En outre, les consommateurs en mesure de prouver juridiquement que leur consommation d’électricité a été produite au sein de la même boucle locale – par exemple sur une même branche du réseau basse tension – pourraient être tentés de demander une adaptation du tarif d’utilisation des réseaux publics au nom du principe d’équivalence. C’est la logique derrière l’article L. 315-3 du code de l’énergie qui a conduit à la mise en place par la CRE d’une tarification avec flux alloproduits et autoproduits pour l’autoconsommation collective. Une différenciation tarifaire aussi fine requiert toutefois des profils particuliers de production et de consommation – elle est ainsi peu utilisée pour l’autoconsommation. Le régulateur et les gestionnaires de réseaux seront probablement réticents à une différenciation tarifaire par boucles locales, afin de protéger la solidarité nationale et la péréquation tarifaire.
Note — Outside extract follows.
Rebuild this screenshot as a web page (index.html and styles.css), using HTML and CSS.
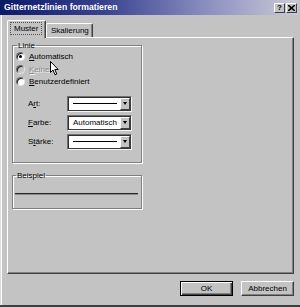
FILE: index.html
```html
<!DOCTYPE html>
<html lang="de">
<head>
<meta charset="utf-8">
<title>Gitternetzlinien formatieren</title>
<link rel="stylesheet" href="styles.css">
</head>
<body>
<div class="window">
  <div class="titlebar">
    <span class="title">Gitternetzlinien formatieren</span>
    <div class="caption-btns">
      <span class="cbtn help">?</span>
      <span class="cbtn close">
        <svg width="7" height="6" viewBox="0 0 7 6"><path d="M0 0 L7 6 M7 0 L0 6" stroke="#000" stroke-width="1.6"/></svg>
      </span>
    </div>
  </div>
  <div class="body">
    <div class="tabs">
      <div class="tab active"><span class="focus">Muster</span></div>
      <div class="tab">Skalierung</div>
    </div>
    <div class="panel">
      <fieldset class="group linie">
        <legend>Linie</legend>
        <div class="radio"><span class="rb checked"></span><span><u>A</u>utomatisch</span></div>
        <div class="radio disabled"><span class="rb"></span><span><u>K</u>eine</span></div>
        <div class="radio"><span class="rb"></span><span><u>B</u>enutzerdefiniert</span></div>
        <div class="rows">
          <div class="row"><span class="lbl">A<u>r</u>t:</span><div class="combo"><div class="val"><span class="line"></span></div><span class="drop"></span></div></div>
          <div class="row"><span class="lbl"><u>F</u>arbe:</span><div class="combo"><div class="val">Automatisch</div><span class="drop"></span></div></div>
          <div class="row"><span class="lbl">S<u>t</u>ärke:</span><div class="combo"><div class="val"><span class="line"></span></div><span class="drop"></span></div></div>
        </div>
      </fieldset>
      <fieldset class="group beispiel">
        <legend>Beispiel</legend>
        <div class="sample"></div>
      </fieldset>
    </div>
    <div class="footer">
      <button class="btn default">OK</button>
      <button class="btn">Abbrechen</button>
    </div>
  </div>
  <svg class="cursor" width="9" height="15" viewBox="0 0 9 15"><path d="M0.5 0.5 L0.5 11.5 L3 9 L5 13.8 L6.8 13 L4.8 8.5 L8.2 8.5 Z" fill="#fff" stroke="#000" stroke-width="1"/></svg>
</div>
</body>
</html>
```
FILE: styles.css
```css
html, body {
  margin: 0;
  padding: 0;
  background: #c3c3c3;
}
.window {
  position: relative;
  width: 300px;
  height: 307px;
  box-sizing: border-box;
  background: #c3c3c3;
  border-bottom: 2px solid #404040;
  font-family: "Liberation Sans", Arial, sans-serif;
  font-size: 8px;
  color: #000;
  display: flex;
  flex-direction: column;
}
.titlebar {
  height: 15px;
  margin-right: 2px;
  background: linear-gradient(to right, #0c1a68 0%, #3a4290 35%, #8c90c0 70%, #cacbd8 100%);
  display: flex;
  align-items: center;
  justify-content: space-between;
  padding-left: 4px;
}
.title {
  color: #fff;
  font-weight: bold;
  font-size: 8.7px;
  line-height: 15px;
  white-space: nowrap;
}
.caption-btns {
  display: flex;
  gap: 1px;
  margin-right: 1px;
}
.cbtn {
  width: 11px;
  height: 10px;
  box-sizing: border-box;
  background: #c3c3c3;
  border: 1px solid;
  border-color: #fff #404040 #404040 #fff;
  display: flex;
  align-items: center;
  justify-content: center;
  font-weight: bold;
  font-size: 8px;
  line-height: 8px;
}
.body {
  flex: 1;
  display: flex;
  flex-direction: column;
  box-shadow: inset 1px 0 0 #dcdcdc, inset 2px 0 0 #fff;
}
.tabs {
  display: flex;
  align-items: flex-end;
  margin-top: 5px;
  padding-left: 7px;
  height: 17px;
  position: relative;
  z-index: 1;
}
.tab {
  height: 14px;
  box-sizing: border-box;
  border-top: 1px solid #fff;
  border-left: 1px solid #fff;
  border-right: 1px solid #404040;
  box-shadow: inset -1px 0 0 #808080;
  border-radius: 2px 2px 0 0;
  padding: 0 4px;
  display: flex;
  align-items: center;
  white-space: nowrap;
  line-height: 9px;
  width: 47px;
}
.tab.active {
  height: 18px;
  width: 39px;
  margin-bottom: -1px;
  background: #c3c3c3;
  padding: 0 2px 2px 3px;
}
.focus {
  outline: 1px dotted #555;
  padding: 1px 3px 1px 3px;
}
.panel {
  margin-left: 7px;
  width: 287px;
  height: 237px;
  box-sizing: border-box;
  border-top: 1px solid #fff;
  border-left: 1px solid #fff;
  border-right: 1px solid #404040;
  border-bottom: 1px solid #404040;
  box-shadow: inset -1px -1px 0 #808080;
  display: flex;
  flex-direction: column;
}
.group {
  margin: 2.5px 0 0 4px;
  width: 130px;
  box-sizing: border-box;
  border: 1px solid #808080;
  box-shadow: 1px 1px 0 #fff, inset 1px 1px 0 #fff;
  min-inline-size: 0;
}
legend {
  padding: 0 1px;
  margin-left: 1px;
  line-height: 9px;
  font-size: 8px;
}
.linie {
  padding: 1px 0 12px 3px;
}
.radio {
  height: 12.4px;
  display: flex;
  align-items: center;
  gap: 4px;
  line-height: 9px;
}
.rb {
  width: 9px;
  height: 9px;
  box-sizing: border-box;
  border-radius: 50%;
  background: #fff;
  border: 1px solid;
  border-color: #6a6a6a #e8e8e8 #e8e8e8 #6a6a6a;
  box-shadow: inset 1px 1px 0 #202020;
  display: flex;
  align-items: center;
  justify-content: center;
}
.rb.checked::after {
  content: "";
  width: 3px;
  height: 3px;
  border-radius: 50%;
  background: #000;
}
.radio.disabled {
  color: #8c8c8c;
  text-shadow: 1px 1px 0 #f0f0f0;
}
.radio.disabled .rb {
  background: #c3c3c3;
}
.rows {
  margin-top: 8px;
  display: flex;
  flex-direction: column;
  gap: 3px;
}
.row {
  display: flex;
  align-items: center;
  height: 16px;
}
.lbl {
  margin-left: 12px;
  width: 39px;
  line-height: 9px;
}
.combo {
  width: 65px;
  height: 16px;
  box-sizing: border-box;
  background: #fff;
  border: 1px solid;
  border-color: #707070 #f4f4f4 #f4f4f4 #707070;
  box-shadow: inset 1px 1px 0 #303030, inset -1px -1px 0 #3a3a3a;
  display: flex;
  align-items: center;
  padding: 1px;
}
.val {
  flex: 1;
  display: flex;
  align-items: center;
  padding-left: 4px;
  padding-right: 3px;
  line-height: 9px;
  white-space: nowrap;
  overflow: hidden;
}
.line {
  display: block;
  flex: 1;
  height: 1px;
  background: #000;
}
.drop {
  width: 10px;
  height: 12px;
  box-sizing: border-box;
  background: #c3c3c3;
  border: 1px solid;
  border-color: #fff #404040 #404040 #fff;
  display: flex;
  align-items: center;
  justify-content: center;
}
.drop::after {
  content: "";
  width: 0;
  height: 0;
  border-left: 2.5px solid transparent;
  border-right: 2.5px solid transparent;
  border-top: 3px solid #000;
}
.beispiel {
  margin-top: 8px;
  padding: 13px 3px 13px 2px;
}
.sample {
  height: 1px;
  background: #2a2a2a;
  border-bottom: 1px solid #8a8a8a;
}
.footer {
  display: flex;
  justify-content: flex-end;
  gap: 8px;
  padding: 7px 6px 0 0;
}
.btn {
  width: 53px;
  height: 15px;
  box-sizing: border-box;
  margin: 0;
  padding: 0;
  background: #c3c3c3;
  font-family: "Liberation Sans", Arial, sans-serif;
  font-size: 8px;
  line-height: 9px;
  color: #000;
  border: 1px solid;
  border-color: #fff #404040 #404040 #fff;
  box-shadow: inset -1px -1px 0 #808080;
}
.btn.default {
  border: 1px solid #000;
  box-shadow: inset 1px 1px 0 #fff, inset -1px -1px 0 #404040, inset -2px -2px 0 #808080;
}
.cursor {
  position: absolute;
  left: 50px;
  top: 61px;
}
```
Enfin, se posera la question des modalités de prise en compte des boucles locales de production et de consommation d’électricité pour la réalisation des BEGES. Actuellement, toute consommation soutirée du réseau public est prise en compte de manière identique – à l’échelon national – dans le cadre des BEGES. L’émergence de boucles locales, non seulement par autoconsommation collective étendue mais plus largement par tout corporate PPA entre producteurs et consommateurs locaux, interroge nécessairement sur les émission de GES évitées : report ou évitement du renforcement des réseaux, pertes moindres via l’effet joule, mix électrique local moins carboné en raison de la moindre sollicitation du réseau amont. L’enjeu sera alors de prouver et mesurer ces évitements.